Guerre psychologique et informationnelle (PSYOP)
La loyauté de la haute hiérarchie militaire envers Maduro n’est pas idéologique mais transactionnelle, fondée sur la corruption, le clientélisme et la participation à des entreprises criminelles, comme le suggère le narratif du « Cartel de los Soles ». L’objectif des opérations psychologiques est de briser ce lien de confiance et de transformer l’armée, principal pilier du régime, en son principal fossoyeur. Les techniques modernes de PSYOP, amplifiées par les technologies numériques, offrent un large éventail de possibilités :
- Propagande noire et grise : La dissémination de désinformation ciblée est une arme puissante. La « propagande noire » consiste à diffuser des informations fausses qui semblent émaner de sources internes au régime ou de ses alliés, afin de semer la méfiance et la paranoïa au sein du commandement militaire. Par exemple, de faux rapports de renseignement pourraient suggérer qu’un général complote contre un autre, ou que Maduro s’apprête à purger une faction de l’armée. La « propagande grise », dont la source est ambiguë, peut être utilisée pour amplifier des récits de corruption, mettant en évidence les richesses extravagantes des généraux fidèles à Maduro alors que les soldats de base et leurs familles souffrent de la crise économique.

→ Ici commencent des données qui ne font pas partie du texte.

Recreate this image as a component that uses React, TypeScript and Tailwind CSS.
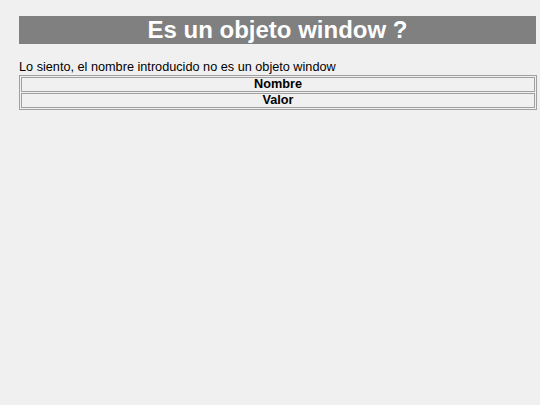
export default function App() {
  return (
    <div className="min-h-[405px] w-[540px] bg-[#f0f0f0] pt-[16px] font-['Liberation_Sans',Arial,sans-serif] text-black">
      <div className="ml-[19px] mr-[4px] flex h-[28px] items-center justify-center bg-[#808080] text-[24px] font-bold leading-none text-white">
        Es un objeto window ?
      </div>
      <div className="mx-[19px] mt-[16px] text-[12.7px] leading-[15px]">
        Lo siento, el nombre introducido no es un objeto window
      </div>
      <div className="ml-[19px] mr-[3px] flex flex-col gap-[1px] border border-[#a0a0a0] p-[1px]">
        <div className="flex h-[15px] items-center justify-center border border-[#a0a0a0] text-[12.7px] font-bold leading-none">
          Nombre
        </div>
        <div className="flex h-[15px] items-center justify-center border border-[#a0a0a0] text-[12.7px] font-bold leading-none">
          Valor
        </div>
      </div>
    </div>
  );
}
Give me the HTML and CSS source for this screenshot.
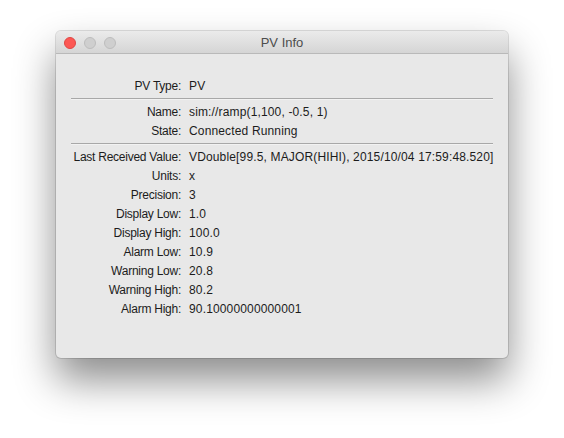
FILE: index.html
```html
<!DOCTYPE html>
<html>
<head>
<meta charset="utf-8">
<link rel="stylesheet" href="styles.css">
</head>
<body>
<div class="window">
  <div class="titlebar">
    <div class="lights">
      <span class="light red"></span>
      <span class="light"></span>
      <span class="light"></span>
    </div>
    <div class="title">PV Info</div>
  </div>
  <div class="content">
    <div class="grid">
      <div class="label">PV Type:</div><div class="value">PV</div>
    </div>
    <div class="sep"></div>
    <div class="grid">
      <div class="label">Name:</div><div class="value">sim://ramp(1,100, -0.5, 1)</div>
      <div class="label">State:</div><div class="value">Connected Running</div>
    </div>
    <div class="sep"></div>
    <div class="grid">
      <div class="label">Last Received Value:</div><div class="value">VDouble[99.5, MAJOR(HIHI), 2015/10/04 17:59:48.520]</div>
      <div class="label">Units:</div><div class="value">x</div>
      <div class="label">Precision:</div><div class="value">3</div>
      <div class="label">Display Low:</div><div class="value">1.0</div>
      <div class="label">Display High:</div><div class="value">100.0</div>
      <div class="label">Alarm Low:</div><div class="value">10.9</div>
      <div class="label">Warning Low:</div><div class="value">20.8</div>
      <div class="label">Warning High:</div><div class="value">80.2</div>
      <div class="label">Alarm High:</div><div class="value">90.10000000000001</div>
    </div>
  </div>
</div>
</body>
</html>
```

FILE: styles.css
```css
html, body {
  margin: 0;
  padding: 0;
  background: #ffffff;
}
body {
  width: 564px;
  height: 438px;
  overflow: hidden;
  font-family: "Liberation Sans", Arial, sans-serif;
}
.window {
  margin: 31px 0 0 56px;
  width: 452px;
  height: 327px;
  background: #e8e8e8;
  border-radius: 5px;
  box-shadow: 0 0 0 1px rgba(0,0,0,0.12), 0 22px 40px rgba(0,0,0,0.45);
  overflow: hidden;
  display: flex;
  flex-direction: column;
}
.titlebar {
  height: 22px;
  border-bottom: 1px solid #b9b9b9;
  background: linear-gradient(#ebebeb, #d5d5d5);
  position: relative;
  display: flex;
  align-items: center;
  justify-content: center;
  flex: none;
}
.lights {
  position: absolute;
  left: 8px;
  top: 6px;
  display: flex;
  gap: 8px;
}
.light {
  width: 12px;
  height: 12px;
  box-sizing: border-box;
  border-radius: 50%;
  background: #cfcfcf;
  border: 1px solid #bdbdbd;
}
.light.red {
  background: #fc5753;
  border-color: #df4744;
}
.title {
  font-size: 13px;
  color: #4d4d4d;
}
.content {
  padding: 23px 15px 0 15px;
}
.grid {
  display: grid;
  grid-template-columns: 110px auto;
  column-gap: 8px;
}
.label, .value {
  font-size: 12px;
  line-height: 19px;
  color: #1c1c1c;
  white-space: nowrap;
}
.value {
  letter-spacing: 0.15px;
}
.label {
  text-align: right;
  letter-spacing: -0.25px;
}
.sep {
  height: 1px;
  background: #a8a8a8;
  border-bottom: 1px solid #f2f2f2;
  margin: 2px 0 3px 0;
}
```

- Incitation à la défection : Des canaux de communication secrets peuvent être utilisés pour contacter directement des officiers clés des FANB. Ces communications peuvent transmettre des offres d’amnistie, de récompenses financières substantielles (en s’appuyant sur la prime de 50 millions de dollars pour Maduro) et de passage sécurisé pour eux et leurs familles vers les États-Unis ou un pays tiers. Ces offres exploitent la peur d’être poursuivi pour crimes contre l’humanité ou trafic de drogue dans un Venezuela post-Maduro.
- Amplification des griefs : Les plateformes de médias sociaux, les applications de messagerie comme WhatsApp et des radios clandestines peuvent être utilisées pour cibler les officiers subalternes et les soldats du rang. Le contenu viserait à exacerber leur mécontentement face aux bas salaires, aux mauvaises conditions de vie et au décalage avec le luxe de la hiérarchie, sapant ainsi le moral et la volonté de se battre pour le régime.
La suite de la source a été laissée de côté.